This is case study for Principle V4: Innovation and improvement 

In 2021, OSR published its review on Reproducible Analytical Pipelines: Overcoming barriers to adoption. The Reproducible Analytical Pipeline, also referred to as RAP, is a set of principles and good practices for data analysis and presentation.  

RAP was developed by statistics producers in the Department for Culture, Media and Sport and the Government Digital Service in 2017 as a solution to overcome several problems: in particular, time-consuming and error-prone manual processes, and an overreliance on spreadsheets and proprietary software for data storage, analysis and presentation. RAP combines modern statistical tools with software development good practice to carry out all the steps of statistical production, from input data to the final output, in a high quality, sustainable and transparent way.  

A minimum standard of RAP was developed by the Best Practice and Impact Team (now the Analysis Standards and Pipelines (ASAP) team) which are:  

  • Peer review to ensure the process is reproducible and identify improvements 
  • No or minimal manual interference, for example copy-paste, point-click or drag-drop steps – instead the process should be carried out using computer code which can be inspected by others 
  • Open-source programming languages, such as R or Python, for coding so that processes do not rely on proprietary software licenses and can be reproduced by statistics producers and users 
  • Version control software, such as Git, to guarantee an audit trail of changes made to code 
  • Publication of code, whenever possible, on code hosting platforms such as GitHub to improve transparency 
  • Well-commented code and embedded documentation to ensure the process can be understood and used by others 
  • Embedding of existing quality assurance practices in code, following guidance set by organisations and the GSS 

These fundamental principles that form the basis for the minimum standard can be further enhanced – for example by writing code in modular functions that allow for reuse, or introducing unit tests to ensure that code works as expected.
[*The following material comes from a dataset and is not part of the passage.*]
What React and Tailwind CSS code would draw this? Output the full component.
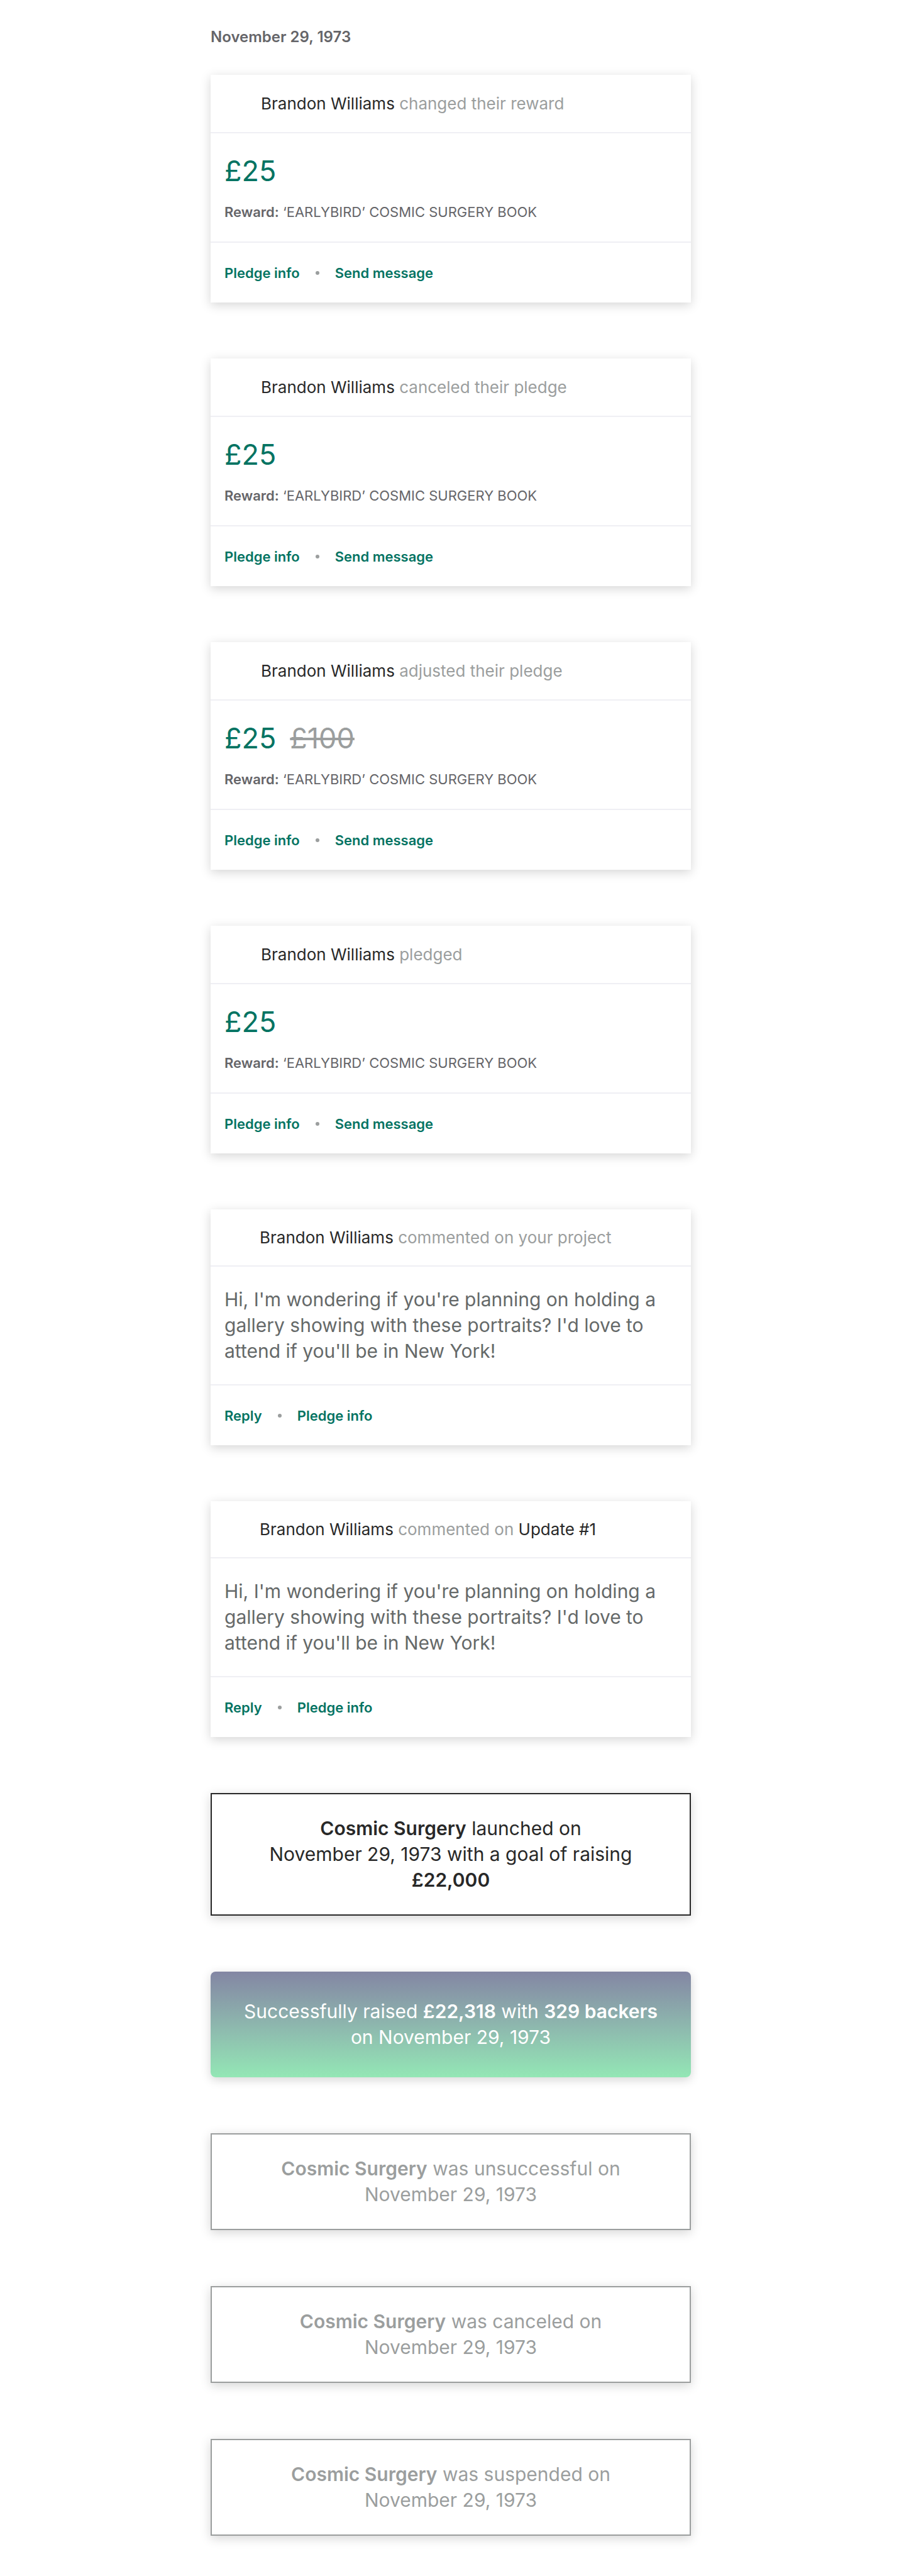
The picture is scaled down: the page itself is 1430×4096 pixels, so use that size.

It is also important to note that adopting RAP principles is not necessarily about incorporating all of the above – implementing just some of these principles will generate valuable improvements. 

RAP benefits – enabling innovation and improvement in official statistics – the ONS Centre for Crime and Justice (CCJ) 

The Nature of Crime data tables produced by the Centre for Crime and Justice (CCJ) at ONS previously relied heavily on Excel and SPSS. To reduce manual effort, save time and improve reproducibility, the CCJ replaced the existing process with R and python code and introduced Git for version control.  

Implementing RAP principles resulted in a significant reduction in the time taken to produce the statistics: what was originally three weeks’ worth of work for thirteen analysts was reduced to under an hours’ work for one. The CCJ were also able to create new analysis more quickly (as an example, it took an hour to add nine new tables to the python pipeline).  

With the time saved, the CCJ focused on providing more value for users – publishing historic time series, adding more measures and granularity to the tables, and developing its survey processes to provide new crime estimates about COVID-19. The team adapted the code for this project in order to automate the production of other statistics, such as those on violent crime. Overall, implementing RAP allowed the CCJ to continue to meet its existing output commitments whilst freeing up resources to focus on meeting user needs.  

The code for the crime tables is available on GitHub and the team has blogged about its RAP transformation.   

Planning how to implement RAP principles – Statistics producers should be empowered to develop RAPs themselves  

The process to achieve the above results involved demonstrating the efficiency and quality improvements to senior leaders at the CCJ who then established a team to deliver further RAP developments. With agreement from their line managers, the members of staff who were interested dedicated two days a week to this team. Support from the Deputy Director and other senior leaders was essential in protecting this time commitment and prioritising development work among competing priorities. This level of senior support also meant that analysts felt more able to get involved in the project in the first place. 

To support the development work, the Good Practice Team (GPT), now ASAP provided mentoring and training. This helped to embed RAP knowledge and skills within CCJ. Despite some initial apprehension about implementing RAP, the team members became confident in the new skills they developed and felt proud of their work and have now gone on to create and share their own crime_analysis package. The CCJ applied this approach to offering mentoring internally without the support of GPT and continued to focus on skills development across the division. To illustrate this, CCJ are now using a pair-programming technique to quality assure code and have created a bespoke RAP learning pathway specific to the data and table production processes for the team. 

This example shows how producers can enable innovation and improvement in official statistics when they are empowered to develop RAP in their areas. With commitment and support from senior managers to implement RAP principles, the team have been able to continue to meet its existing output commitments, while using its newly freed up resources to focus on meeting new user needs.